If someone accidently claimed say, a tv license, and paid back the whole £130, fair enough. Accidents, obviously, will happen. But for someone to (and I'm mainly talking fraud involving housing) defraud the taxpayer of thousands of pounds and then to turn around and say, "whoops! my apologies, didn't quite get it, though I now live in a larger house and my bank account is several thousand pounds richer."
I'd go with what you said here, instead: "Or, of course, they cannot admit that they were flaring off a bottomless pit of our unguarded cash," given that the vast majority of MPs are incredibly educated, most in business, law, finance or journalism (and heck, what better training ground than the latter to work out expenses fiddling?)

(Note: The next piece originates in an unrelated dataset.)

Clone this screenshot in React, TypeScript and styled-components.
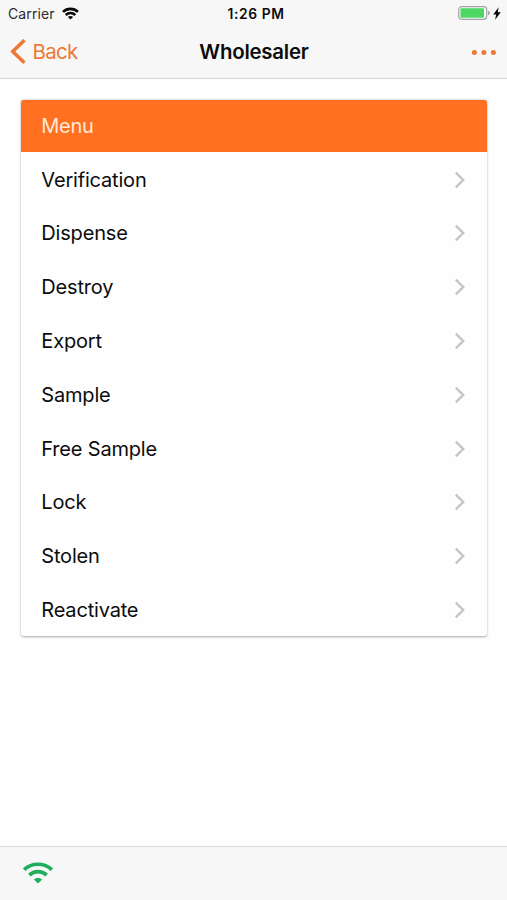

It's not just an issue for the political class; that's public money, and currently, the main forum of "the tories did this, labour did that", is the media.
No, by the way, not stupid for merely having an opinion.
Also, "I did not have sexual relations with that woman".
'Nuff said, really.
Laura, I cannot follow the thread of your argument in comparing those two paras. But the number of 'accidents' says to me that these are not accidents at all.
I referred to the fact that James had previously said essentially that Cameron was a better leader than Brown because he was being stricter on expenses (yet both have since been found to have had 'accidents' with their expenses!). He then later criticised Jacqui Smith for scoring party points. I am bored with point scoring and concerned that it's all politicians think about - I want to know what they intend to do. And, since the advent of blogging (and Parliament on the telly) I can see that this is not the media, this is politicians. Read James' blog and you'll see what I mean.
And arguing over which of them is least fraudulent takes us nowhere. I don't trust Brown, Cameron, Blears, Smith, etc, and I mean that the political class have given us all a problem; careers and financial gain came way above serving the electorate for so many of them.